**COLLECTED DATA**

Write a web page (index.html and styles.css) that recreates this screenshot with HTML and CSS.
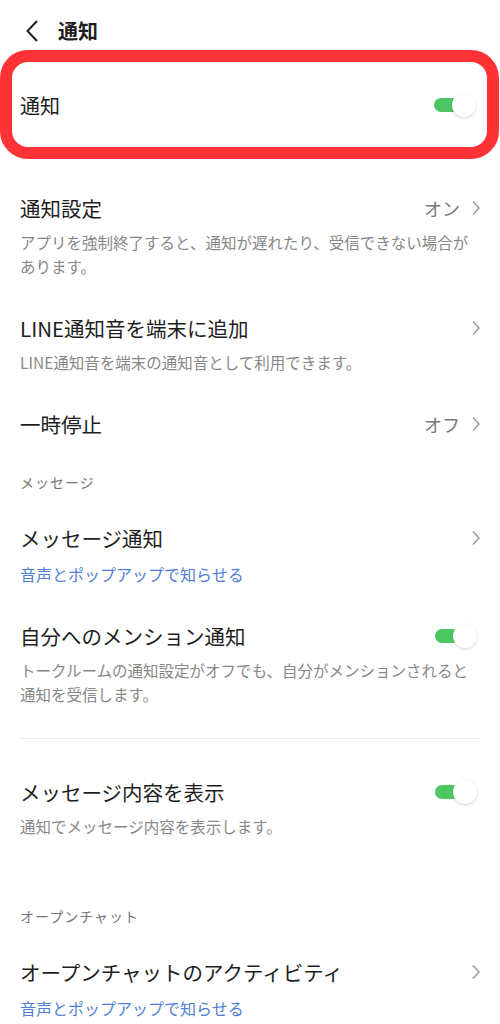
FILE: index.html
```html
<!DOCTYPE html>
<html lang="ja">
<head>
    <meta charset="utf-8">
    <title>通知</title>
    <link rel="stylesheet" href="styles.css">
</head>
<body>
    <div class="page">

        <div class="topbar">
            <svg class="back" width="12" height="22" viewBox="0 0 12 22"><path d="M11 1 L1.5 11 L11 21" stroke="#222" stroke-width="2" fill="none"/></svg>
            <h1>通知</h1>
        </div>

        <div class="mainbox">
            <span class="mainlabel">通知</span>
            <span class="toggle"></span>
        </div>

        <div class="list">
            <div class="item">
                <div class="head">
                    <span class="title">通知設定</span>
                    <span class="value">オン<svg class="chev" width="8" height="16" viewBox="0 0 8 16"><path d="M1 1.5 L7 8 L1 14.5" stroke="#9a9a9a" stroke-width="1.6" fill="none"/></svg></span>
                </div>
                <p class="desc">アプリを強制終了すると、通知が遅れたり、受信できない場合があります。</p>
            </div>

            <div class="item">
                <div class="head">
                    <span class="title">LINE通知音を端末に追加</span>
                    <span class="value"><svg class="chev" width="8" height="16" viewBox="0 0 8 16"><path d="M1 1.5 L7 8 L1 14.5" stroke="#9a9a9a" stroke-width="1.6" fill="none"/></svg></span>
                </div>
                <p class="desc">LINE通知音を端末の通知音として利用できます。</p>
            </div>

            <div class="item">
                <div class="head">
                    <span class="title">一時停止</span>
                    <span class="value">オフ<svg class="chev" width="8" height="16" viewBox="0 0 8 16"><path d="M1 1.5 L7 8 L1 14.5" stroke="#9a9a9a" stroke-width="1.6" fill="none"/></svg></span>
                </div>
            </div>

            <div class="section">メッセージ</div>

            <div class="item">
                <div class="head">
                    <span class="title">メッセージ通知</span>
                    <span class="value"><svg class="chev" width="8" height="16" viewBox="0 0 8 16"><path d="M1 1.5 L7 8 L1 14.5" stroke="#9a9a9a" stroke-width="1.6" fill="none"/></svg></span>
                </div>
                <p class="desc link">音声とポップアップで知らせる</p>
            </div>

            <div class="item">
                <div class="head">
                    <span class="title">自分へのメンション通知</span>
                    <span class="toggle"></span>
                </div>
                <p class="desc">トークルームの通知設定がオフでも、自分がメンションされると通知を受信します。</p>
            </div>

            <div class="divider"></div>

            <div class="item">
                <div class="head">
                    <span class="title">メッセージ内容を表示</span>
                    <span class="toggle"></span>
                </div>
                <p class="desc">通知でメッセージ内容を表示します。</p>
            </div>

            <div class="section far">オープンチャット</div>

            <div class="item">
                <div class="head">
                    <span class="title">オープンチャットのアクティビティ</span>
                    <span class="value"><svg class="chev" width="8" height="16" viewBox="0 0 8 16"><path d="M1 1.5 L7 8 L1 14.5" stroke="#9a9a9a" stroke-width="1.6" fill="none"/></svg></span>
                </div>
                <p class="desc link">音声とポップアップで知らせる</p>
            </div>
        </div>
    </div>
</body>
</html>
```

FILE: styles.css
```css
body,html{
    margin: 0;
    padding: 0;
    background-color: #fff;
}
.page{
    font-family: "Noto Sans CJK JP", "Noto Sans", sans-serif;
    color: #1e1e1e;
}
.topbar{
    display: flex;
    align-items: center;
    height: 30px;
    padding: 16px 0 4px 26px;
}
.back{
    margin-right: 20px;
}
h1{
    margin: 0;
    font-size: 20px;
    font-weight: bold;
    line-height: 30px;
}
.mainbox{
    display: flex;
    align-items: center;
    justify-content: space-between;
    height: 85px;
    margin-right: 1px;
    padding: 0 11px 0 8px;
    border: 12px solid #ff3236;
    border-radius: 28px;
}
.mainlabel{
    font-size: 20px;
    line-height: 30px;
    padding-top: 3px;
}
.toggle{
    position: relative;
    display: inline-block;
    width: 42px;
    height: 24px;
}
.toggle::before{
    content: "";
    position: absolute;
    left: 0;
    top: 5px;
    width: 32px;
    height: 14px;
    border-radius: 7px;
    background-color: #4cc764;
}
.toggle::after{
    content: "";
    position: absolute;
    right: 0;
    top: 0;
    width: 24px;
    height: 24px;
    border-radius: 50%;
    background-color: #fff;
    box-shadow: 0 1px 3px rgba(0, 0, 0, 0.18);
}
.list{
    margin-top: 17px;
}
.item{
    padding: 17px 20px 18px;
}
.head{
    display: flex;
    align-items: center;
    justify-content: space-between;
    height: 30px;
}
.head .toggle{
    margin-right: 3px;
}
.title{
    font-size: 20.5px;
    line-height: 30px;
}
.value{
    display: flex;
    align-items: center;
    font-size: 18px;
    color: #777;
}
.chev{
    margin-left: 12px;
}
.desc{
    margin: 7px 0 0;
    font-size: 15.5px;
    line-height: 24px;
    color: #888;
}
.desc.link{
    margin-top: 9px;
    font-size: 16px;
    color: #4f7fd4;
}
.section{
    padding: 15px 20px 14px;
    font-size: 14px;
    letter-spacing: 1px;
    line-height: 20px;
    color: #777;
}
.section.far{
    margin-top: 35px;
}
.divider{
    height: 1px;
    margin: 14px 20px 21px;
    background-color: #ececec;
}
```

**STATED EXERCISE**
Restate the data above word for word. Do not include the images.

**RESULT FOR THIS EXERCISE**
Write a web page (index.html and styles.css) that recreates this screenshot with HTML and CSS.
FILE: index.html
```html
<!DOCTYPE html>
<html lang="ja">
<head>
    <meta charset="utf-8">
    <title>通知</title>
    <link rel="stylesheet" href="styles.css">
</head>
<body>
    <div class="page">

        <div class="topbar">
            <svg class="back" width="12" height="22" viewBox="0 0 12 22"><path d="M11 1 L1.5 11 L11 21" stroke="#222" stroke-width="2" fill="none"/></svg>
            <h1>通知</h1>
        </div>

        <div class="mainbox">
            <span class="mainlabel">通知</span>
            <span class="toggle"></span>
        </div>

        <div class="list">
            <div class="item">
                <div class="head">
                    <span class="title">通知設定</span>
                    <span class="value">オン<svg class="chev" width="8" height="16" viewBox="0 0 8 16"><path d="M1 1.5 L7 8 L1 14.5" stroke="#9a9a9a" stroke-width="1.6" fill="none"/></svg></span>
                </div>
                <p class="desc">アプリを強制終了すると、通知が遅れたり、受信できない場合があります。</p>
            </div>

            <div class="item">
                <div class="head">
                    <span class="title">LINE通知音を端末に追加</span>
                    <span class="value"><svg class="chev" width="8" height="16" viewBox="0 0 8 16"><path d="M1 1.5 L7 8 L1 14.5" stroke="#9a9a9a" stroke-width="1.6" fill="none"/></svg></span>
                </div>
                <p class="desc">LINE通知音を端末の通知音として利用できます。</p>
            </div>

            <div class="item">
                <div class="head">
                    <span class="title">一時停止</span>
                    <span class="value">オフ<svg class="chev" width="8" height="16" viewBox="0 0 8 16"><path d="M1 1.5 L7 8 L1 14.5" stroke="#9a9a9a" stroke-width="1.6" fill="none"/></svg></span>
                </div>
            </div>

            <div class="section">メッセージ</div>

            <div class="item">
                <div class="head">
                    <span class="title">メッセージ通知</span>
                    <span class="value"><svg class="chev" width="8" height="16" viewBox="0 0 8 16"><path d="M1 1.5 L7 8 L1 14.5" stroke="#9a9a9a" stroke-width="1.6" fill="none"/></svg></span>
                </div>
                <p class="desc link">音声とポップアップで知らせる</p>
            </div>

            <div class="item">
                <div class="head">
                    <span class="title">自分へのメンション通知</span>
                    <span class="toggle"></span>
                </div>
                <p class="desc">トークルームの通知設定がオフでも、自分がメンションされると通知を受信します。</p>
            </div>

            <div class="divider"></div>

            <div class="item">
                <div class="head">
                    <span class="title">メッセージ内容を表示</span>
                    <span class="toggle"></span>
                </div>
                <p class="desc">通知でメッセージ内容を表示します。</p>
            </div>

            <div class="section far">オープンチャット</div>

            <div class="item">
                <div class="head">
                    <span class="title">オープンチャットのアクティビティ</span>
                    <span class="value"><svg class="chev" width="8" height="16" viewBox="0 0 8 16"><path d="M1 1.5 L7 8 L1 14.5" stroke="#9a9a9a" stroke-width="1.6" fill="none"/></svg></span>
                </div>
                <p class="desc link">音声とポップアップで知らせる</p>
            </div>
        </div>
    </div>
</body>
</html>
```

FILE: styles.css
```css
body,html{
    margin: 0;
    padding: 0;
    background-color: #fff;
}
.page{
    font-family: "Noto Sans CJK JP", "Noto Sans", sans-serif;
    color: #1e1e1e;
}
.topbar{
    display: flex;
    align-items: center;
    height: 30px;
    padding: 16px 0 4px 26px;
}
.back{
    margin-right: 20px;
}
h1{
    margin: 0;
    font-size: 20px;
    font-weight: bold;
    line-height: 30px;
}
.mainbox{
    display: flex;
    align-items: center;
    justify-content: space-between;
    height: 85px;
    margin-right: 1px;
    padding: 0 11px 0 8px;
    border: 12px solid #ff3236;
    border-radius: 28px;
}
.mainlabel{
    font-size: 20px;
    line-height: 30px;
    padding-top: 3px;
}
.toggle{
    position: relative;
    display: inline-block;
    width: 42px;
    height: 24px;
}
.toggle::before{
    content: "";
    position: absolute;
    left: 0;
    top: 5px;
    width: 32px;
    height: 14px;
    border-radius: 7px;
    background-color: #4cc764;
}
.toggle::after{
    content: "";
    position: absolute;
    right: 0;
    top: 0;
    width: 24px;
    height: 24px;
    border-radius: 50%;
    background-color: #fff;
    box-shadow: 0 1px 3px rgba(0, 0, 0, 0.18);
}
.list{
    margin-top: 17px;
}
.item{
    padding: 17px 20px 18px;
}
.head{
    display: flex;
    align-items: center;
    justify-content: space-between;
    height: 30px;
}
.head .toggle{
    margin-right: 3px;
}
.title{
    font-size: 20.5px;
    line-height: 30px;
}
.value{
    display: flex;
    align-items: center;
    font-size: 18px;
    color: #777;
}
.chev{
    margin-left: 12px;
}
.desc{
    margin: 7px 0 0;
    font-size: 15.5px;
    line-height: 24px;
    color: #888;
}
.desc.link{
    margin-top: 9px;
    font-size: 16px;
    color: #4f7fd4;
}
.section{
    padding: 15px 20px 14px;
    font-size: 14px;
    letter-spacing: 1px;
    line-height: 20px;
    color: #777;
}
.section.far{
    margin-top: 35px;
}
.divider{
    height: 1px;
    margin: 14px 20px 21px;
    background-color: #ececec;
}
```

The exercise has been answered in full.